When it comes to money, where we feel our clear interest, we have an entire art where the tester uses many means to discover the worth … just as we give great attention to judging things that might steer us badly. But when it comes to our own ruling principle, we yawn and doze off, accepting any appearance that flashes by without counting the cost.
—Epictetus, Discourses, 1.20.8;11
When coins were much more rudimentary, people had to spend a lot of time testing them to confirm the currency they’d just received was genuine. The Greek word dokimazein means “to assay” or check the quality of a mineral ore. Merchants were often skilled enough that they could test coinage by throwing it against a hard surface and listen to the note it rang.
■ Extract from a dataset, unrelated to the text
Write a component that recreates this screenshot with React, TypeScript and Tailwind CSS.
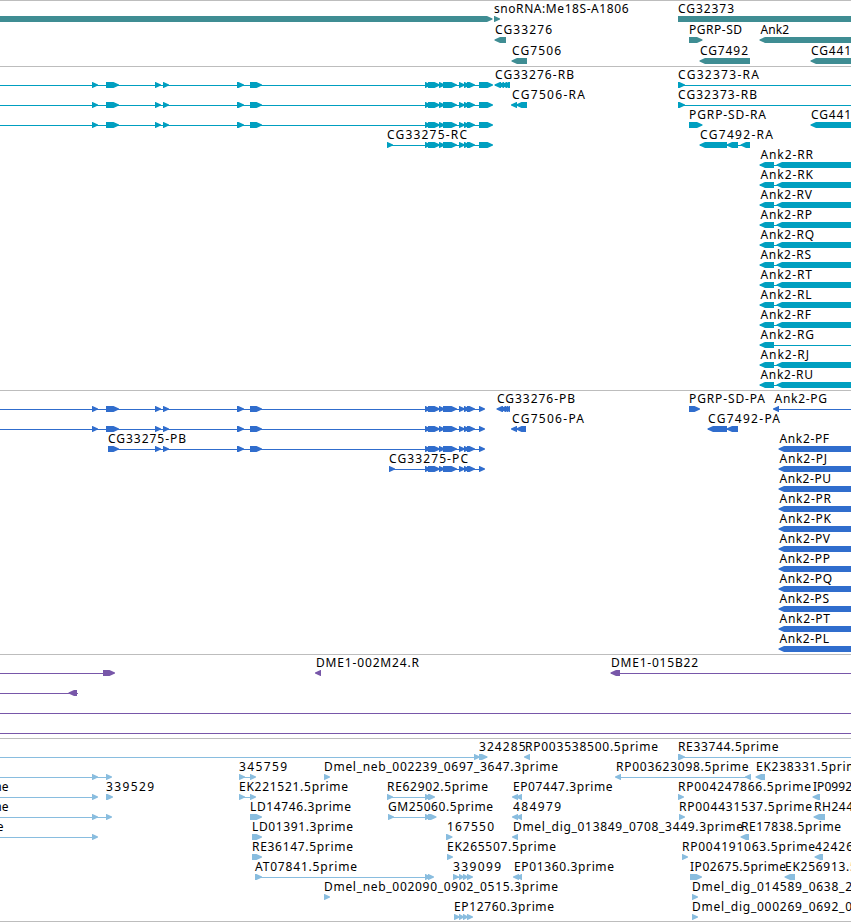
import clsx from 'clsx';

// [tail, tip]: the arrow head sits on the second value
type Exon = [number, number];
// [text, start, end]
type Label = [string, number, number];

interface Row {
  lines?: [number, number][];
  exons?: Exon[];
  labels?: Label[];
  // label that starts left of the view, given by its right edge
  tail?: [string, number];
}

interface Track {
  id: string;
  color: string;
  height: number;
  pitch: number;
  rows: Row[];
}

const END = 851;
const OFF = 900;

const head: Exon[] = [[92, 98], [106, 119]];
const middle: Exon[] = [[155, 161], [163, 169], [237, 244], [250, 262]];
const cluster: Exon[] = [[425, 431], [428, 440], [439, 445], [443, 457], [459, 465], [464, 470], [467, 475]];
const rnaExons: Exon[] = [...head, ...middle, ...cluster, [479, 493]];
const proteinExons: Exon[] = [...head, ...middle, ...cluster, [479, 485]];

const ank2Rna: [string, number][] = [
  ['RR', 813], ['RK', 813], ['RV', 812], ['RP', 812], ['RQ', 814], ['RS', 811],
  ['RT', 812], ['RL', 811.5], ['RF', 811], ['RG', 814], ['RJ', 809], ['RU', 813],
];
const ank2Protein: [string, number][] = [
  ['PU', 831], ['PR', 831], ['PK', 831], ['PV', 830], ['PP', 830], ['PQ', 832],
  ['PS', 829], ['PT', 830], ['PL', 829],
];

const tracks: Track[] = [
  {
    id: 'gene',
    color: 'text-[#3f8d93]',
    height: 66,
    pitch: 21,
    rows: [
      {
        exons: [[-20, 492.5], [494, 500], [678, OFF]],
        labels: [['snoRNA:Me18S-A1806', 494, 628.5], ['CG32373', 678, 734]],
      },
      {
        exons: [[506, 494.5], [689, 702.5], [OFF, 759.5]],
        labels: [['CG33276', 495, 552], ['PGRP-SD', 689, 742], ['Ank2', 760.5, 789]],
      },
      {
        exons: [[527, 511.5], [750, 699.5], [OFF, 810.5]],
        labels: [['CG7506', 512, 561], ['CG7492', 700, 748], ['CG441', 811, 851]],
      },
    ],
  },
  {
    id: 'transcript',
    color: 'text-[#009fc0]',
    height: 324,
    pitch: 20,
    rows: [
      {
        lines: [[0, 492], [495, 510], [678, END]],
        exons: [...rnaExons, [501, 494.5], [504, 498], [507, 501], [510, 503], [678, 685]],
        labels: [['CG33276-RB', 495, 574], ['CG32373-RA', 678, 759]],
      },
      {
        lines: [[0, 492], [512, 527], [678, END]],
        exons: [...rnaExons, [517, 511], [527, 516], [678, 685]],
        labels: [['CG7506-RA', 512, 585], ['CG32373-RB', 678, 757]],
      },
      {
        lines: [[0, 492]],
        exons: [...rnaExons, [689, 702.5], [OFF, 810.5]],
        labels: [['PGRP-SD-RA', 689, 766], ['CG441', 811, 851]],
      },
      {
        lines: [[387, 492], [700, 750]],
        exons: [[387, 393], ...cluster, [479, 493], [727, 699.5], [738, 726.5], [750, 740.5]],
        labels: [['CG33275-RC', 387, 467], ['CG7492-RA', 700, 773]],
      },
      ...ank2Rna.map(([name, end]): Row => ({
        lines: [[760, END]],
        exons: name === 'RG' ? [[774, 759.5]] : [[774, 759.5], [OFF, 776.5]],
        labels: [[`Ank2-${name}`, 760.5, end]],
      })),
    ],
  },
  {
    id: 'protein',
    color: 'text-[#306dcd]',
    height: 264,
    pitch: 20,
    rows: [
      {
        lines: [[0, 484], [774, END]],
        exons: [...proteinExons, [503, 496.5], [506, 500], [508, 502], [510, 504], [689, 700], [779, 773]],
        labels: [['CG33276-PB', 497, 575], ['PGRP-SD-PA', 689, 765], ['Ank2-PG', 774.5, 827]],
      },
      {
        lines: [[0, 484], [512, 526], [708, 738]],
        exons: [...proteinExons, [517, 511], [526, 516], [727, 707.5], [738, 726.5]],
        labels: [['CG7506-PA', 512, 584], ['CG7492-PA', 708, 780]],
      },
      {
        lines: [[108, 484]],
        exons: [[108, 119], ...middle, ...cluster, [479, 485], [OFF, 778.5]],
        labels: [['CG33275-PB', 108, 186], ['Ank2-PF', 779.5, 829]],
      },
      {
        lines: [[389, 484]],
        exons: [[389, 395], ...cluster, [479, 485], [OFF, 778.5]],
        labels: [['CG33275-PC', 389, 468], ['Ank2-PJ', 779.5, 827]],
      },
      ...ank2Protein.map(([name, end]): Row => ({
        exons: [[OFF, 778.5]],
        labels: [[`Ank2-${name}`, 779.5, end]],
      })),
    ],
  },
  {
    id: 'clone',
    color: 'text-[#7857a9]',
    height: 84,
    pitch: 20,
    rows: [
      {
        lines: [[0, 114], [611, END]],
        exons: [[103, 115], [321, 315], [620, 610.5]],
        labels: [['DME1-002M24.R', 316, 419], ['DME1-015B22', 611, 698]],
      },
      { lines: [[0, 78]], exons: [[77, 68.5]] },
      { lines: [[0, END]] },
      { lines: [[0, END]] },
    ],
  },
  {
    id: 'est',
    color: 'text-[#89bddf]',
    height: 183,
    pitch: 20,
    rows: [
      {
        lines: [[0, 487], [678, END]],
        exons: [[474, 480], [479, 487.5], [530, 524], [678, 685]],
        labels: [['324285', 479, 525.5], ['RP003538500.5prime', 525, 658], ['RE33744.5prime', 678, 778.5]],
      },
      {
        lines: [[0, 111], [239, 255], [616, 751]],
        exons: [[92, 98], [106, 112], [239, 245], [250, 256], [324, 330], [621, 615], [751, 745], [765, 755.5]],
        labels: [
          ['345759', 239, 287],
          ['Dmel_neb_002239_0697_3647.3prime', 324, 558],
          ['RP003623098.5prime', 616, 748.5],
          ['EK238331.5prime', 756, 865],
        ],
      },
      {
        tail: ['me', 8.5],
        lines: [[0, 97], [239, 255], [387, 434]],
        exons: [[92, 98], [106, 113], [239, 245], [250, 256], [387, 393], [425, 431], [428, 435], [518, 512], [522, 516], [678, 684], [820, 812.5]],
        labels: [
          ['339529', 106, 154],
          ['EK221521.5prime', 239, 348],
          ['RE62902.5prime', 387, 488],
          ['EP07447.3prime', 513, 612.5],
          ['RP004247866.5prime', 678, 811],
          ['IP0992', 813, 852],
        ],
      },
      {
        tail: ['me', 8.5],
        lines: [[0, 111], [388, 435]],
        exons: [[92, 98], [106, 112], [250, 262], [388, 394], [425, 431], [428, 436.5], [518, 512], [522, 516], [679, 685], [825, 813.5]],
        labels: [
          ['LD14746.3prime', 250, 351],
          ['GM25060.5prime', 388, 493],
          ['484979', 513, 561],
          ['RP004431537.5prime', 679, 812],
          ['RH244', 814, 853],
        ],
      },
      {
        tail: ['e', 3.5],
        lines: [[0, 97]],
        exons: [[92, 98], [252, 262], [446, 452.5], [518, 512], [749, 740.5]],
        labels: [
          ['LD01391.3prime', 252, 353],
          ['167550', 447, 494],
          ['Dmel_dig_013849_0708_3449.3prime', 513, 743],
          ['RE17838.5prime', 741, 841],
        ],
      },
      {
        exons: [[252, 262], [447, 453], [682, 688], [823, 814.5]],
        labels: [
          ['RE36147.5prime', 252, 353],
          ['EK265507.5prime', 447, 556],
          ['RP004191063.5prime', 682, 815],
          ['42426', 815, 853],
        ],
      },
      {
        lines: [[255, 433], [453, 472]],
        exons: [[255, 262], [425, 431], [428, 434], [453, 459], [459, 464], [463, 468], [467, 473], [519, 513], [522, 516], [690, 702], [795, 784.5]],
        labels: [
          ['AT07841.5prime', 255, 357],
          ['339099', 453, 501],
          ['EP01360.3prime', 514, 614],
          ['IP02675.5prime', 690, 786],
          ['EK256913.5prime', 785, 894],
        ],
      },
      {
        exons: [[324, 330], [692, 698]],
        labels: [['Dmel_neb_002090_0902_0515.3prime', 324, 558], ['Dmel_dig_014589_0638_2', 692, 852]],
      },
      {
        lines: [[454, 472]],
        exons: [[454, 460], [459, 464], [463, 468], [467, 473], [692, 698]],
        labels: [['EP12760.3prime', 454, 554], ['Dmel_dig_000269_0692_0', 692, 852]],
      },
    ],
  },
];

function Arrow({ exon: [tail, tip], y }: { exon: Exon; y: number }) {
  const dir = tip > tail ? 1 : -1;
  const neck = tip - dir * Math.min(5.5, Math.abs(tip - tail) - 0.5);
  return (
    <polygon
      fill="currentColor"
      points={`${tail},${y} ${neck},${y} ${tip},${y + 2.4} ${tip},${y + 3.4} ${neck},${y + 6} ${tail},${y + 6}`}
    />
  );
}

function TrackRow({ row, y }: { row: Row; y: number }) {
  return (
    <g>
      {row.lines?.map(([from, to]) => (
        <rect key={from} x={from} y={y + 18} width={to - from} height={1} fill="currentColor" />
      ))}
      {row.exons?.map((exon) => (
        <Arrow key={exon.join()} exon={exon} y={y + 15} />
      ))}
      {row.tail && (
        <text x={row.tail[1]} y={y + 12} textAnchor="end" className="fill-black">
          {row.tail[0]}
        </text>
      )}
      {row.labels?.map(([text, start, end]) => (
        <text key={text} x={start} y={y + 12} textLength={end - start} className="fill-black">
          {text}
        </text>
      ))}
    </g>
  );
}

export default function App() {
  return (
    <main className="flex h-[922px] w-[851px] flex-col overflow-hidden bg-white font-['Noto_Sans','Open_Sans',sans-serif] text-[12px]">
      {tracks.map((track) => (
        <section key={track.id} className={clsx('shrink-0 border-t border-[#bdbdbd]', track.color)}>
          <svg width={END} height={track.height - 1} className="block overflow-hidden">
            {track.rows.map((row, i) => (
              <TrackRow key={i} row={row} y={i * track.pitch} />
            ))}
          </svg>
        </section>
      ))}
      <div className="h-px shrink-0 bg-[#bdbdbd]" />
    </main>
  );
}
Even today, though, if someone were to hand you a hundred-dollar bill, you might rub it between your fingers or hold it up to the light, just to confirm it wasn’t a fake.
All this for an imaginary currency, an invention of society. The point of this metaphor is to highlight how much effort we put into making sure money is real, whereas we accept potentially life-changing thoughts or assumptions without so much as a question. One ironic assumption along these lies: that having a lot of money makes you wealthy. Or that because a lot of people believe something, it must be true.
Really, we should be testing these notions as vigilantly as a money changer. For, as Epictetus reminds us, “the first and greatest task of the philosopher is to test and separate appearances, and to act on nothing that is untested.”